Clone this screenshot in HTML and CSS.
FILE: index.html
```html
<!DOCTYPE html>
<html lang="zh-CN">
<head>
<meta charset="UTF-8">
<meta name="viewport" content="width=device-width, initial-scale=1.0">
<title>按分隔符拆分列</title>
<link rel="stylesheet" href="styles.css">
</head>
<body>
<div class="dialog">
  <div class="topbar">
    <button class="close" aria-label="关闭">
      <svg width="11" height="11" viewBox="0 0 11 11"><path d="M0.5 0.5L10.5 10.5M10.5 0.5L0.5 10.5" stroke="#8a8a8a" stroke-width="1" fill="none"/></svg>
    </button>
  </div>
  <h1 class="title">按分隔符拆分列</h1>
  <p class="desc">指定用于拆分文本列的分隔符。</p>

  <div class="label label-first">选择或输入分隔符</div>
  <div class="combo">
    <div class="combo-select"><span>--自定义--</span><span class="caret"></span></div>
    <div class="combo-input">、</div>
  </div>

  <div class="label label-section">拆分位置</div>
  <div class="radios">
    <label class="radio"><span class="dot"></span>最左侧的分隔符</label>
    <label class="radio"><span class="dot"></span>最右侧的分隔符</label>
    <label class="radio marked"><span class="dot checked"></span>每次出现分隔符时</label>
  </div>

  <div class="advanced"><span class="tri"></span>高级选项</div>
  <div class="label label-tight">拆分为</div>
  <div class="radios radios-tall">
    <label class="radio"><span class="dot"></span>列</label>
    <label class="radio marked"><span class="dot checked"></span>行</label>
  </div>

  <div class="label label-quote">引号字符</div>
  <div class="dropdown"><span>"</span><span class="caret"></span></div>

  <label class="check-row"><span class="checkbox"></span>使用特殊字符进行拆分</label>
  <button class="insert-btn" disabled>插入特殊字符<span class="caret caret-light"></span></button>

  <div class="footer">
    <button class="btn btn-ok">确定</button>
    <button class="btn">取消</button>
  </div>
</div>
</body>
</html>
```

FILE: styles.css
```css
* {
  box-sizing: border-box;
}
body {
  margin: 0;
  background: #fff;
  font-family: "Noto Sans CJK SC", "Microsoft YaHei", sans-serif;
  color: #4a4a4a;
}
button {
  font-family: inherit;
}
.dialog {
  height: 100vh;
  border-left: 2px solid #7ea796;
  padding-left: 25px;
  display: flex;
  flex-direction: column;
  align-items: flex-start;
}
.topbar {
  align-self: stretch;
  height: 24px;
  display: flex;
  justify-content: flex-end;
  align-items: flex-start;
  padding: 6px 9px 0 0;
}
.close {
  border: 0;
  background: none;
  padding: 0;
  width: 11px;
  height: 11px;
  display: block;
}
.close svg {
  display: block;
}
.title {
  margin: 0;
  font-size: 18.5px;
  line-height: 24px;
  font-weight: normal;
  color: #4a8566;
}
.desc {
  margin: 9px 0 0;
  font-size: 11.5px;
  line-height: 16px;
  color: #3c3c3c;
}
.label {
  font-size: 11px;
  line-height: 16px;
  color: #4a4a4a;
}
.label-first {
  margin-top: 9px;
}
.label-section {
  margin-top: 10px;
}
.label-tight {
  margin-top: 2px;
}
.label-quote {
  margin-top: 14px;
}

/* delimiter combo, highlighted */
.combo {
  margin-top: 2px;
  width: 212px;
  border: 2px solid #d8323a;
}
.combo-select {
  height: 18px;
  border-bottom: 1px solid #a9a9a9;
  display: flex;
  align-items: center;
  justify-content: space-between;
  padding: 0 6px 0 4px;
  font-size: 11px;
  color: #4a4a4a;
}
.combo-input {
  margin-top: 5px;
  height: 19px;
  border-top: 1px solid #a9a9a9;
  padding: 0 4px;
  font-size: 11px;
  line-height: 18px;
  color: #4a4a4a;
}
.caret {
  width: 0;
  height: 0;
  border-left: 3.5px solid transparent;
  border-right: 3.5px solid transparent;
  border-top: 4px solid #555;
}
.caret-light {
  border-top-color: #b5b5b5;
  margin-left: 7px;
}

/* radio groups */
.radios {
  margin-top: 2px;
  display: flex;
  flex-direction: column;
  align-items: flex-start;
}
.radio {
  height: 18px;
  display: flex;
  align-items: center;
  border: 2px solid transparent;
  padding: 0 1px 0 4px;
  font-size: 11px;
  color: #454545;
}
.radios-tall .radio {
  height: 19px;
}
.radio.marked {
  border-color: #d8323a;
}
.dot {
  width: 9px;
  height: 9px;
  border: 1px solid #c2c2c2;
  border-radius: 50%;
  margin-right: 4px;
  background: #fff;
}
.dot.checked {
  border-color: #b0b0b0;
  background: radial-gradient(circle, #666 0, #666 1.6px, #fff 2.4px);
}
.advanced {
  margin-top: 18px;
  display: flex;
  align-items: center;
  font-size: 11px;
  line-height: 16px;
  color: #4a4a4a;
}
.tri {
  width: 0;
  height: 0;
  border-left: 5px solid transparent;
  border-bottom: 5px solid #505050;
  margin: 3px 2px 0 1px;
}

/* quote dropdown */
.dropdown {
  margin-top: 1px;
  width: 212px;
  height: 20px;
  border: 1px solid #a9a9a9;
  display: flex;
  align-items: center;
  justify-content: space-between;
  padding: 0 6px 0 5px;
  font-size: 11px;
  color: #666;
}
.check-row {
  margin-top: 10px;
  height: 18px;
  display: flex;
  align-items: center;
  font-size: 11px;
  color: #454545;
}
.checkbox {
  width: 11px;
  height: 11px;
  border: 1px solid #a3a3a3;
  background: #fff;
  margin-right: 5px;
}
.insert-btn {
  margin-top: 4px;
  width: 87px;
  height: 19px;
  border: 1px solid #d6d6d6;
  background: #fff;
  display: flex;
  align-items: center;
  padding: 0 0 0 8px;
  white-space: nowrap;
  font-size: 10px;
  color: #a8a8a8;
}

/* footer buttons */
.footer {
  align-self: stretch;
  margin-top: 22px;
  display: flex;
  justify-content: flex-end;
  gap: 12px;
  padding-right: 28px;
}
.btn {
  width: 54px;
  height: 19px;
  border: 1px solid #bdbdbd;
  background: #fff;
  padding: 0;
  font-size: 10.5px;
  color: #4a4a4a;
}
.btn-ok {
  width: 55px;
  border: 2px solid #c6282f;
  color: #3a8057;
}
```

...

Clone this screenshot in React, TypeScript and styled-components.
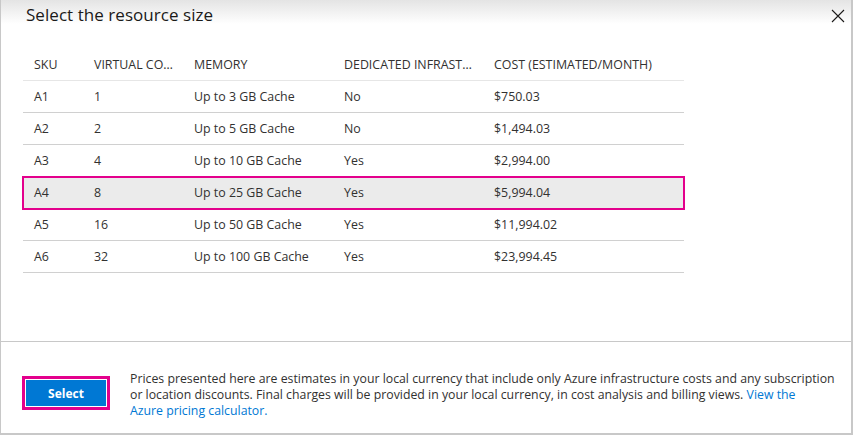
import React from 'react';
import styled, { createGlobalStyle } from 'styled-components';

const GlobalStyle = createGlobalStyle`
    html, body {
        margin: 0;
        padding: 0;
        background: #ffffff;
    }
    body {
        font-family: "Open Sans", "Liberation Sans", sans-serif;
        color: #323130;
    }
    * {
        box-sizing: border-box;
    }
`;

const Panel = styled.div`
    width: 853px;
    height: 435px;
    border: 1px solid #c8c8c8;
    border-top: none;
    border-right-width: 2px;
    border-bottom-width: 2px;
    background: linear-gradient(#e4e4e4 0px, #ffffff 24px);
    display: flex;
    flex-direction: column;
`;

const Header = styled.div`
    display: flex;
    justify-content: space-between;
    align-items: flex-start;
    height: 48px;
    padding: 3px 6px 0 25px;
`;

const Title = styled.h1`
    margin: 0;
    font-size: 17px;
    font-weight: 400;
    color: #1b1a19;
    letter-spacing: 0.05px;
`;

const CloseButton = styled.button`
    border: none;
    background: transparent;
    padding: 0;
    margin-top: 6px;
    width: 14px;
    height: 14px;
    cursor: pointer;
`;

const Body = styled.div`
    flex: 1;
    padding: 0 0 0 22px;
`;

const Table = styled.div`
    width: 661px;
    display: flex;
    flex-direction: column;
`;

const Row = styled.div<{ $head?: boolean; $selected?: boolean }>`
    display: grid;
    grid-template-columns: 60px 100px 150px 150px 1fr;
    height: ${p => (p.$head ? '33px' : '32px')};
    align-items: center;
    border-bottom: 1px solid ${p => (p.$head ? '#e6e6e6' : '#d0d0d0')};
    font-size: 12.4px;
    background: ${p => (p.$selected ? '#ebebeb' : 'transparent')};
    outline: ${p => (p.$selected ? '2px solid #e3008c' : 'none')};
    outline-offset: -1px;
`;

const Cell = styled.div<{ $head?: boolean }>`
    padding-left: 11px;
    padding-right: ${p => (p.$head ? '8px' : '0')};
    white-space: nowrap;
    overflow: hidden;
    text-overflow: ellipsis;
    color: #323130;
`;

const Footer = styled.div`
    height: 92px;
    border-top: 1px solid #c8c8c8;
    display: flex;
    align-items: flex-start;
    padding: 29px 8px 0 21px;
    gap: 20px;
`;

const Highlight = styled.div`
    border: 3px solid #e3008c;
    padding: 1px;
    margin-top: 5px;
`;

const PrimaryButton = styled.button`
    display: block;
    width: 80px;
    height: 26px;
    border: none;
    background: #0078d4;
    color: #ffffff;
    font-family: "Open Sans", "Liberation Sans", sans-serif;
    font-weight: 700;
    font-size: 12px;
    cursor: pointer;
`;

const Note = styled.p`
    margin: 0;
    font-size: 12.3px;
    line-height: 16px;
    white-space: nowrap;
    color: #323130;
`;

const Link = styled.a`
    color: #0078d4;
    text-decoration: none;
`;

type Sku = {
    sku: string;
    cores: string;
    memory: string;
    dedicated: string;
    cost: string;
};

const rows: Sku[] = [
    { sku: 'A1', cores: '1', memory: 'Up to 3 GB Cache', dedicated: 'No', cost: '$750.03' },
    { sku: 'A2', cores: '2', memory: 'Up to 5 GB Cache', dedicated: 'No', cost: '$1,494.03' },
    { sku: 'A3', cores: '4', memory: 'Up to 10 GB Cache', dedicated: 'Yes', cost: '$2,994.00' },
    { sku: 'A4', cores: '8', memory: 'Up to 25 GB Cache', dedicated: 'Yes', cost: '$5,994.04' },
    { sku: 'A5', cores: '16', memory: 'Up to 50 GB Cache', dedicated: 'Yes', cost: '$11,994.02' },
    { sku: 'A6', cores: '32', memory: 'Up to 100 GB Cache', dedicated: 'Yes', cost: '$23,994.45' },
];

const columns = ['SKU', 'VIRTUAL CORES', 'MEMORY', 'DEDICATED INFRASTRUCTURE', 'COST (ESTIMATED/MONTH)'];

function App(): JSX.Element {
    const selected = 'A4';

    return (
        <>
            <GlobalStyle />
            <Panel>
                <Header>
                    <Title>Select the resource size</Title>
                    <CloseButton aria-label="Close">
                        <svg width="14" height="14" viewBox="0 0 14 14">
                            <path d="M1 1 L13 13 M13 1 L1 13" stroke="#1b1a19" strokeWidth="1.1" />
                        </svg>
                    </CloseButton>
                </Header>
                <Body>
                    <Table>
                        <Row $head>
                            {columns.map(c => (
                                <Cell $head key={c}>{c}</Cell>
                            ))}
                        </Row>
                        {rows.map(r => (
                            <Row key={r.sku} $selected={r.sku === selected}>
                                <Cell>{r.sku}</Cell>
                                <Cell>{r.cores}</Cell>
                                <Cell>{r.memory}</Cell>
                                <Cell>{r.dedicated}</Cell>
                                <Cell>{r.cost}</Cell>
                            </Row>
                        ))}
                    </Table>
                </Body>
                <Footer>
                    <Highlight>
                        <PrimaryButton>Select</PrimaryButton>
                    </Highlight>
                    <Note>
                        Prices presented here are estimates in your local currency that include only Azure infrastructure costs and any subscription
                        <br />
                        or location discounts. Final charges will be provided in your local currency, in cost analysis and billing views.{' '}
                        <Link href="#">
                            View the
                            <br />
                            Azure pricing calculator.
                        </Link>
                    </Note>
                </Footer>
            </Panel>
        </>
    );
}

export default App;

▶ _TASK REQUIREMENTS_:
Where a line in the material contains "components", copy that line.

▶ _REPLY TO THE EXERCISE_:
Clone this screenshot in React, TypeScript and styled-components.
import styled, { createGlobalStyle } from 'styled-components';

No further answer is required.